County Council allows tax rebate for retailer
By Kathleen Folkerth
DOWNTOWN AKRON — The retail landscape of Akron may see some changes after Summit County Council voted May 21 to allow a specialty outdoor sports retailer to receive a rebate of sales taxes for a 10-year period.
During a special Council meeting held between committee meetings, Council voted unanimously to allow the county to execute an agreement with Bass Pro Shops Outdoor World that will enable it to receive 75 percent of sales taxes paid on its merchandise.
The proposed store will be in a still-being-developed area of the east side of Akron where Goodyear plans to build a new headquarters.
Akron Mayor Don Plusquellic appeared before Council’s Planning and Economic Development Committee earlier in the evening to explain the project.
“This is a retail development surrounding the Goodyear property,” Plusquellic said. “Goodyear wants people to see a revitalized area.”
Plusquellic said developer Stu Lichter, of Industrial Real Estate Group, has been negotiating the deal.
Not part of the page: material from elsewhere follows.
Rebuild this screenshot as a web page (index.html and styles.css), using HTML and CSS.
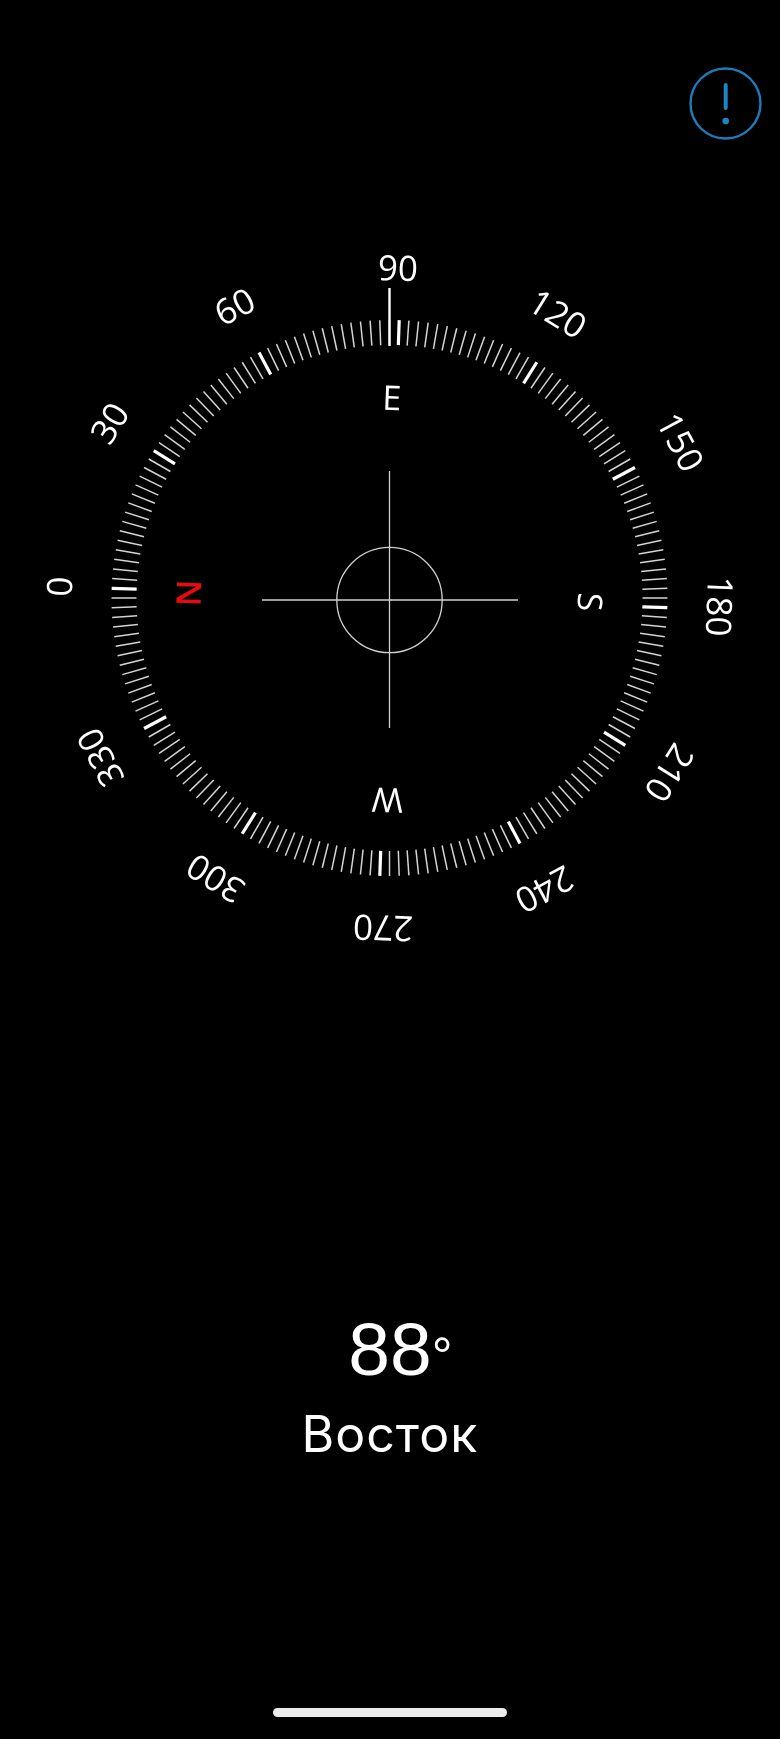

“I have confidence he can put this project together,” Plusquellic said.
But he added that at this point, there is just a verbal commitment to the project by Springfield, Mo.-based Bass Pro Shops, which operates 40 Outdoor World stores in the United States and Canada. In Ohio, Cincinnati is home to a store, while a location in Rossford, near Toledo, is currently under construction. The company also sells products through a catalog and online.
Council members had some questions about the project but overall expressed their support and optimism about the idea.
Councilwoman Louise Heydorn (R-District 3) said she has seen the development and opening of an Outdoor World location where her daughter lives, and believes the project is “a wonderful thing.”
“If you can imagine Montrose times four, that is what’s happened,” she said, noting that the store led to more retail developments as well as hotels and restaurants in its vicinity. “It’s an incredible facility.”
The Outdoor World stores carry outdoor recreational products like hunting, fishing, boating and camping equipment. The stores also feature interactive attractions like huge aquariums stocked with fish, waterfalls and climbing walls.
Akron City Councilman Garry Moneypenny (D-Ward 10), in whose ward the development is proposed, also said he’s visited an Outdoor World store in Nashville.
“The growth that surrounds this is incredible,” he said.
The deal that is being brokered had to come before Council so that the county’s sales tax dollars could be used as a negotiating tool. Council, which just received the legislation regarding the issue at its May 14 meeting, had to act quickly because the state law that allows such a deal expires June 1.
According to information provided by Plusquellic, the rebate to Bass Pro Shops will be about $150,000 a year for 10 years, based on what he said was a conservative estimate of $40 million in sales a year.
For Akron, Plusquellic said the deal is a good one because the city will earn money from income taxes and Goodyear will remain in the city.
“It’s a win for the county ... and a win for us,” he said.
In other business, Council’s Committee-of-the-Whole recommended Council approval of one piece of legislation regarding a levy for the November General Election for Summit County Children Services (SCCS). The legislation requests the fiscal office certify to the taxing authority the current tax valuation of the county and the dollar amount of revenue that would be generated by the replacement levy.
Gary Binns, director of finance, said SCCS plans to build a visitation center at an estimated cost of $700,000. He said previous plans called for a much larger, two-story facility that would also serve as a respite center, which would have cost about $3 million.
But when asked how large the visitation center would be, Chief Operating Officer Katerina Pappas said there were no details for the project yet.
Children Services Board Trustees President Cindy Johnson was asked how the board is addressing negative perceptions regarding the relationship between it and staff. Johnson said the board members have “entered into a dialogue to move the campaign forward.”
“We’re well on our way,” she said.
She added that some of the newly appointed board members have met with members of the staff’s union, the Commercial Workers of America (CWA).
But Robin Schenault, president of the CWA Local 4546, spoke before the committee and said any meetings held with board members were held at the union’s request.
Council members were unanimous in expressing their opinion that the levy does need to get on the ballot and pass this year.
“It is absolutely critical that this levy pass this year for the fiscal health of the whole county,” said Pete Crossland (D-at large).
According to Binns, the 2.25-mill levy would cost the owner of a $100,000 home $68 a year, compared to the current $58.
The committee put the second piece of legislation, which allows the levy to be placed before voters, on second reading only. Crossland said it’s typical for Council to approve the fiscal office legislation first.
During Council’s Finance Committee meeting, the committee recommended passage of the county’s annual $50,000 grant to the Akron Art Museum that goes toward its new building. The museum is scheduled to reopen in July.
Because of the evening’s lengthy agenda, the Health and Human Services Committee meeting was postponed to May 30 at 4:30 p.m.
Council will not meet May 28 because of the Memorial Day holiday. Council is scheduled to meet June 4 at 5:30 p.m. for caucus and 6 p.m. for the regular meeting in Council Chambers on the seventh floor of the Ohio Building, 175 S. Main St.